# Doncaster june 2011



## dady (Jul 16, 2010)

Dont know if theres another thread made but thot id ask;;

whos got a table at ihs doncaster 

whats people taking to sell; live stock and other 

and whos missing june to keep there funds for september?

cheers guys


----------



## dady (Jul 16, 2010)

nobody?


----------



## Austin Allegro (Oct 5, 2008)

maybe its a virtual show:lol2:

More seriously I'll be there


----------



## dady (Jul 16, 2010)

lol mibby


----------



## marcusjelly (Aug 25, 2010)

does anyone big royal python folks go here?
i heard bob clarke say he wouldn't mind going ?
is anyone else there in that kind of league or is it just smaller breeders?


----------



## dady (Jul 16, 2010)

i seen nice blue eyed lucys n clowns last year 900-1500 quid so yeah some bigger breeders


----------



## Horny Toad (Sep 9, 2006)

We'll be there, but I'm afraid rules say we can only sell dry goods, not are captive bred animals.

We will have lots of special offers on what we take though! :2thumb:


----------



## waynehollands (Aug 29, 2006)

Deleted


----------



## Golgarth (Aug 27, 2008)

v-max said:


> We'll be there, but I'm afraid rules say we can only sell dry goods, not are captive bred animals.
> 
> We will have lots of special offers on what we take though! :2thumb:


???? Why's that? (curious)

Will be looking for a nice pinstripe male (or maybe spider) if anyone has a good deal lined up ;-)


----------



## pigglywiggly (Jul 19, 2008)

the shows are for private breeders to sell their spare youngsters that they dont need, thats why peeps who have shops for a living can only sell dry goods and equipment.


----------



## Golgarth (Aug 27, 2008)

pigglywiggly said:


> the shows are for private breeders to sell their spare youngsters that they dont need, thats why peeps who have shops for a living can only sell dry goods and equipment.


Cool, cheers for that

Sent from my LT15i using Tapatalk


----------



## vetdebbie (Jan 4, 2008)

We'll be there, and if we're lucky there may even be some corns to buy (for a while there I was convinced we were going to be display only!).


----------



## dady (Jul 16, 2010)

keep them coming guys, any python breeders going?hognose?etc


----------



## Joe1991 (Apr 27, 2011)

I'll be there. 

Only thing with places like this is you're like a child in a sweet shop, and it worsens your addiction. 

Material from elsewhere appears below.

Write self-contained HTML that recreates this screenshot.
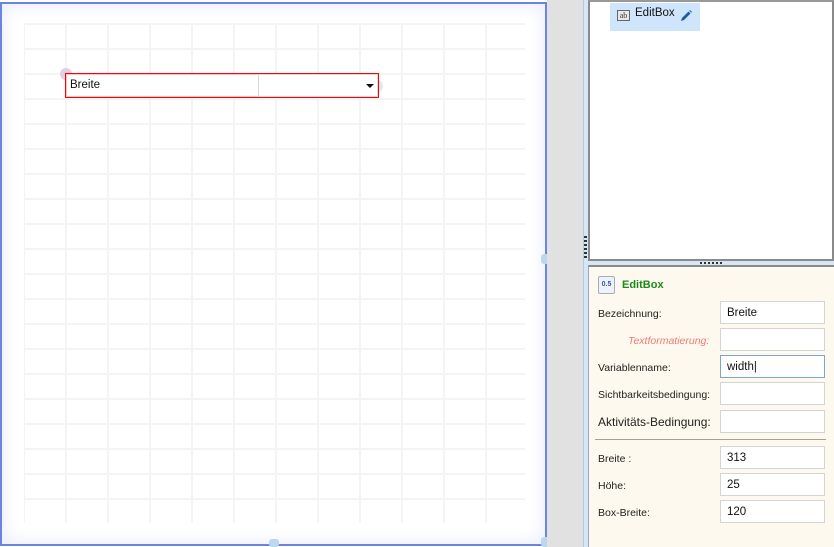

I won't be picking up anything too pricey. (Unless I manage to sell some stuff I have for sale here :whistling2 Will most-likely be picking up a leo and corn/royal.

How many days is it here? Just the sunday?


----------



## tigger79 (Aug 22, 2006)

we may come to the june show to see wots around, also shud defo be at the second one, may even hav e a table if my royals do well.


----------



## Pete Q (Dec 4, 2007)

Greybanded kings, pastel variable kings, and corns.


----------



## Zincubus (Sep 6, 2010)

Is it worth taking a couple of snakes there with a view of part exchanging them for a BRB baby / youngster or Dwarf Boa baby / youngster ??

I have a stunning young male Pastel Royal and maybe a baby Mexican Black for exchange .


----------



## oakelm (Jan 14, 2009)

Zincubus said:


> Is it worth taking a couple of snakes there with a view of part exchanging them for a BRB baby / youngster or Dwarf Boa baby / youngster ??
> 
> I have a stunning young male Pastel Royal and maybe a baby Mexican Black for exchange .


No animals are allowed into the meet with the buyers. You have to have a pre paid table to take in ANY livestock.

Plenty of car parks in Doncaster for meeting up with a buyer if you arrange before the day:2thumb:, just not the dome car park as it's against the rules.


----------



## Zincubus (Sep 6, 2010)

pigglywiggly said:


> the shows are for private breeders to sell their spare youngsters that they dont need, thats why peeps who have shops for a living can only sell dry goods and equipment.


How do they regulate it ?

Surely some guy from a reptile shop could be tempted to have a table full of snakes .... how would the organisers know ?


----------



## vetdebbie (Jan 4, 2008)

It's a small community - I suspect they'd be recognised!


----------



## carlo69 (Apr 12, 2007)

Zincubus said:


> How do they regulate it ?
> 
> Surely some guy from a reptile shop could be tempted to have a table full of snakes .... how would the organisers know ?


Hi the organisers would know it is just a case of checking for pet shop license holders, And in the reptile community everyone knows everyone.
and hopefully you would like to think that people are honest mostly well perhaps not but someone would know them :2thumb:


----------



## ophidianman (Sep 5, 2008)

Assuming I can get a visa and the necessary jabs I'll be making the trip up from down South. Not sure what I'll be bringing exactly but something like....

Psycho female sub adult Irian Jaya
Western Hognoses, Albino, Normals and 100% hets
Adult breeding pair Amazon Tree Boas
Honduran Milks
Ceratophrys
Adult / sub adult 'normal' Royals
Grown on Jungle x Diamonds
Pastel Royals
Spider Royals
Normal Royals
poss Lesser Platinum Royals
poss Irian Jaya x Jags
poss La Bahia Boas
Nicaraguan Boas
Aztec like Creamsicle Corn hybrids

See ya all there in just under 4 weeks.


----------



## sizedoesn'tmatter (Jan 24, 2009)

I'll be looking for locality boas - if anyone has any available I'd be delighted to receive details and pay up front for collection at the show for the right animals :2thumb:


----------